§ SOURCE DATA:
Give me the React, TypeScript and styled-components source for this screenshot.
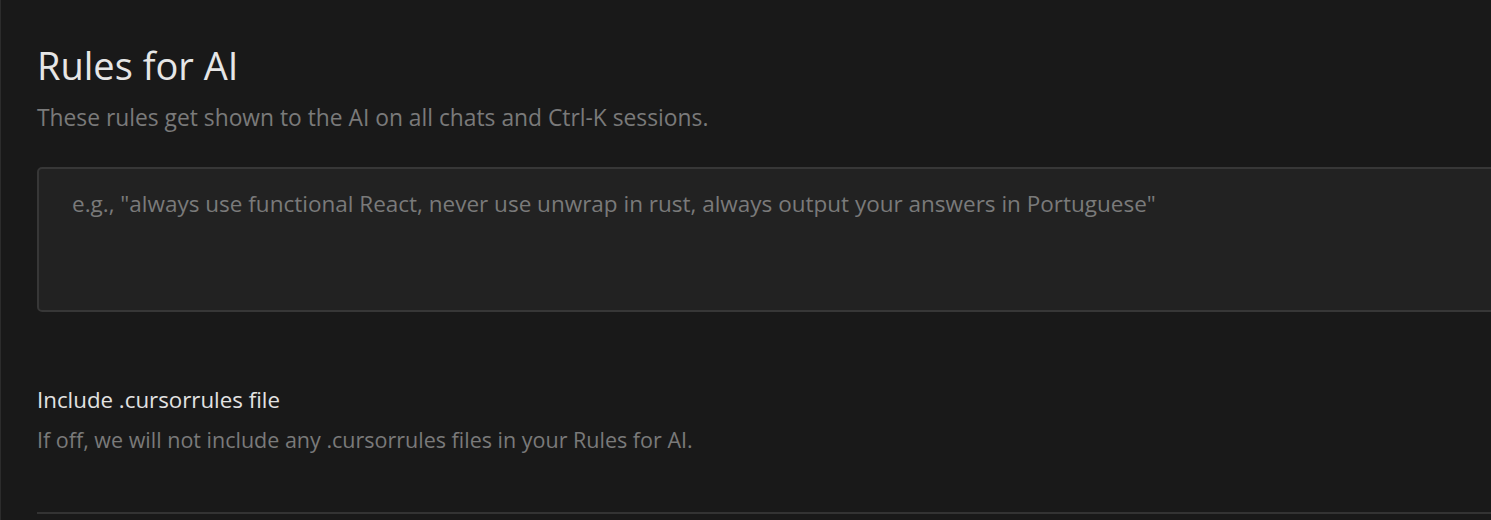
import React from "react";
import styled, { createGlobalStyle } from "styled-components";

const GlobalStyle = createGlobalStyle`
	html, body {
		margin: 0;
		padding: 0;
		background: #191919;
		overflow: hidden;
	}
	body {
		font-family: "Open Sans", "Noto Sans", sans-serif;
	}
`;

const Page = styled.div`
	height: 520px;
	border-left: 1px solid #2c2c2c;
	padding: 39px 0 0 36px;
	box-sizing: border-box;
	width: 1600px;
`;

const Title = styled.h1`
	margin: 0;
	font-size: 38px;
	font-weight: 400;
	line-height: 52px;
	color: #e6e6e6;
`;

const Subtitle = styled.p`
	margin: 11px 0 0;
	font-size: 22.8px;
	line-height: 32px;
	color: #7a7a7a;
`;

const RulesInput = styled.textarea`
	display: block;
	margin-top: 33px;
	width: 1560px;
	height: 145px;
	box-sizing: border-box;
	padding: 20px 33px;
	background: #222222;
	border: 2px solid #373737;
	border-radius: 5px;
	resize: none;
	outline: none;
	font-family: inherit;
	font-size: 22.5px;
	line-height: 30px;
	color: #d0d0d0;

	&::placeholder {
		color: #7a7a7a;
	}
`;

const Setting = styled.div`
	margin-top: 73px;
	padding-bottom: 57px;
	border-bottom: 2px solid #333333;
`;

const SettingLabel = styled.div`
	font-size: 22.3px;
	line-height: 30px;
	color: #e2e2e2;
`;

const SettingHint = styled.div`
	margin-top: 10px;
	font-size: 21.5px;
	line-height: 30px;
	color: #7a7a7a;
`;

export default function App() {
	return (
		<>
			<GlobalStyle />
			<Page>
				<Title>Rules for AI</Title>
				<Subtitle>These rules get shown to the AI on all chats and Ctrl-K sessions.</Subtitle>
				<RulesInput placeholder={'e.g., "always use functional React, never use unwrap in rust, always output your answers in Portuguese"'} />
				<Setting>
					<SettingLabel>Include .cursorrules file</SettingLabel>
					<SettingHint>If off, we will not include any .cursorrules files in your Rules for AI.</SettingHint>
				</Setting>
			</Page>
		</>
	);
}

§ WHAT IS REQUIRED: Retype each line of the listing above word for word. Exclude the pictures.

§ FINAL RESULT:
Give me the React, TypeScript and styled-components source for this screenshot.
import React from "react";
import styled, { createGlobalStyle } from "styled-components";

const GlobalStyle = createGlobalStyle`
	html, body {
		margin: 0;
		padding: 0;
		background: #191919;
		overflow: hidden;
	}
	body {
		font-family: "Open Sans", "Noto Sans", sans-serif;
	}
`;

const Page = styled.div`
	height: 520px;
	border-left: 1px solid #2c2c2c;
	padding: 39px 0 0 36px;
	box-sizing: border-box;
	width: 1600px;
`;

const Title = styled.h1`
	margin: 0;
	font-size: 38px;
	font-weight: 400;
	line-height: 52px;
	color: #e6e6e6;
`;

const Subtitle = styled.p`
	margin: 11px 0 0;
	font-size: 22.8px;
	line-height: 32px;
	color: #7a7a7a;
`;

const RulesInput = styled.textarea`
	display: block;
	margin-top: 33px;
	width: 1560px;
	height: 145px;
	box-sizing: border-box;
	padding: 20px 33px;
	background: #222222;
	border: 2px solid #373737;
	border-radius: 5px;
	resize: none;
	outline: none;
	font-family: inherit;
	font-size: 22.5px;
	line-height: 30px;
	color: #d0d0d0;

	&::placeholder {
		color: #7a7a7a;
	}
`;

const Setting = styled.div`
	margin-top: 73px;
	padding-bottom: 57px;
	border-bottom: 2px solid #333333;
`;

const SettingLabel = styled.div`
	font-size: 22.3px;
	line-height: 30px;
	color: #e2e2e2;
`;

const SettingHint = styled.div`
	margin-top: 10px;
	font-size: 21.5px;
	line-height: 30px;
	color: #7a7a7a;
`;

export default function App() {
	return (
		<>
			<GlobalStyle />
			<Page>
				<Title>Rules for AI</Title>
				<Subtitle>These rules get shown to the AI on all chats and Ctrl-K sessions.</Subtitle>
				<RulesInput placeholder={'e.g., "always use functional React, never use unwrap in rust, always output your answers in Portuguese"'} />
				<Setting>
					<SettingLabel>Include .cursorrules file</SettingLabel>
					<SettingHint>If off, we will not include any .cursorrules files in your Rules for AI.</SettingHint>
				</Setting>
			</Page>
		</>
	);
}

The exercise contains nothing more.